1. What was announced, when and where — the White House move
On Aug. 28, 2025 the White House transmitted an Alternative Pay Plan to Congress saying base General Schedule (GS) pay would increase 1.0% in January 2026 while locality pay would be frozen at 2025 levels, and that OPM should determine which law‑enforcement categories receive a larger, military‑matched increase [1] [2] [6].
2. When federal employees should expect the official numbers — OPM and end‑of‑year timing
Multiple agency‑oriented outlets and OPM guidance say the final pay tables and any special rate tables are normally released in December or “by the end of the calendar year,” with OPM indicating tentative special‑rates effective date of January 11, 2026 — meaning employees should look for OPM publications late 2025 for the definitive percentages and coverage [2] [3] [4].
3. When the raises take effect in practice — January 2026 implementation
Sources agree the pay adjustments are to take effect in January 2026 — described variously as the first pay period beginning on or after Jan. 1, 2026, or a GS/special‑rates effective date of Jan. 11, 2026 — and some payroll changes may show up in paychecks in January 2026 even if approvals and tables are finalized late in 2025 [7] [3] [8].
4. What can still change — executive, OPM and Congressional levers
The president’s alternative pay message sets a proposal and instructs OPM to implement special rates, but nothing is final until OPM issues the executive‑level implementation (often an executive order or OPM notice) and Congress could override or alter pay via appropriations or legislation; analysts note that until the usual December implementing action, “nothing will be finalized” [4] [5] [6].
5. Who gets what — headline numbers and disputed coverage
The headline numbers are 1.0% across‑the‑board for most GS employees and a larger 3.8% (total) for certain federal law‑enforcement officers, with locality pay frozen — but OPM is to consult agencies to identify which law‑enforcement categories get the extra increase, so exact eligibility remains to be announced [2] [9] [3].
6. Why the White House used an “alternative” plan — cost and statutory context
The administration framed the alternative plan as a means to avoid much larger formulaic increases under FEPCA that would have produced massive locality jumps (reports cite an 18.88% average locality increase scenario and a 3.3% across‑the‑board figure under the automatic formula), and the president invoked 5 U.S.C. authority to set alternate pay adjustments [10] [1] [11].
7. Practical guidance for employees — when to watch and what to prepare for
Employees should monitor OPM.gov for the final GS and special‑rate tables in December 2025 and expect pay changes to be effective in the first January 2026 pay period (or Jan. 11, 2026 per tentative special‑rate guidance); unions and agency HR/payroll offices are the next likely sources for coverage specifics and payroll timing [2] [3] [4].
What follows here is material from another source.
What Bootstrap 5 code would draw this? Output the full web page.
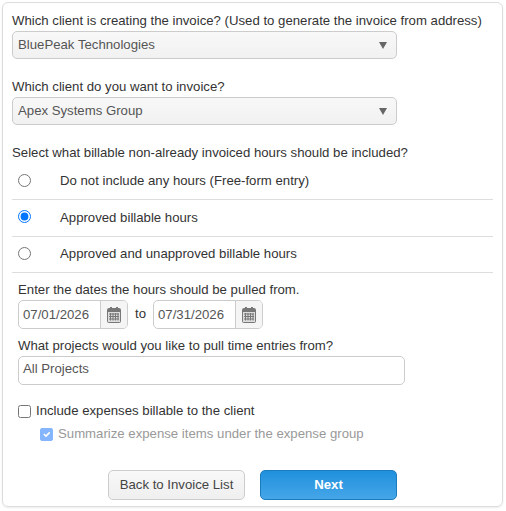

Limitations and competing views: reporting across sources is consistent on the White House proposal and the January 2026 effective window, but multiple outlets stress the plan is not final until OPM issues implementing guidance or an executive order and until any Congressional action — a procedural opening that could alter percentages, coverage, or timing [4] [5]. Available sources do not mention any different official announcement dates beyond the late‑2025 OPM release window and the Jan. 2026 effective period; they also do not provide a finalized, agency‑by‑agency list of law‑enforcement categories eligible for the larger raise [3] [4].